If, when attempting to build the header, the Network::SendPacket() finds a miss in the ARP cache, failure is returned with the side effect that SendPacket() queues its own ARP request packet, and the NetworkClass requeues the failed packet for a send attempt 100 milliseconds later.

For sending packets to, packets are routed directly to the receive queue of NetworkProcess and skip the network card.

Test Programs

Networked Pong Game with Dedicated Server

To see this game being run, watch the video at the top of this page.
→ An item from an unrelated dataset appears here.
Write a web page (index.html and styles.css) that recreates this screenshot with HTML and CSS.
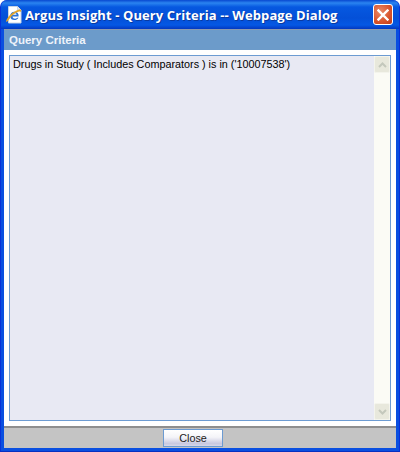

This pong game uses a dedicated server user program which can be launched on any instance of the kernel. Two instances of the pong program can be launched from any computer with the IP address of the server as an argument. The players press 't' to send a packet to the server notifying it is ready to start. When at least two clients have connected to the server, the game starts. All game logic is performed server-side -- the client program sends player input to the server; the server constantly sends ball position information to each client that is connected. When a player loses, its background changes to a frown face, and the winner's background becomes a somewhat mildly happy face. We wrote an image loader to support drawing the faces.

Pong Screen Shots


This screenshot shows the pong game open in two instances of the operating system.
This screenshot shows the range of emotions displayed by the pong game when a player loses and wins.

Network Drawing Program

This program is a peer-to-peer network program allows the user to draw on the window of this program running on a different computer. The user runs this program by supplying the destination IP address of the other computer running this program, as well as the port to send data to, and the port to listen for incoming drawing data. The user can use the w,a,s,d keys to draw.

Both comptuers running the program can draw on each other's window.

Network Drawing Screenshots


This screenshot shows the drawing program running on one computer. The red lines were drawn over the network.


Ping is supported as a user program. This program can ping outside addresses. The kernel itself is also able to respond to incoming pings.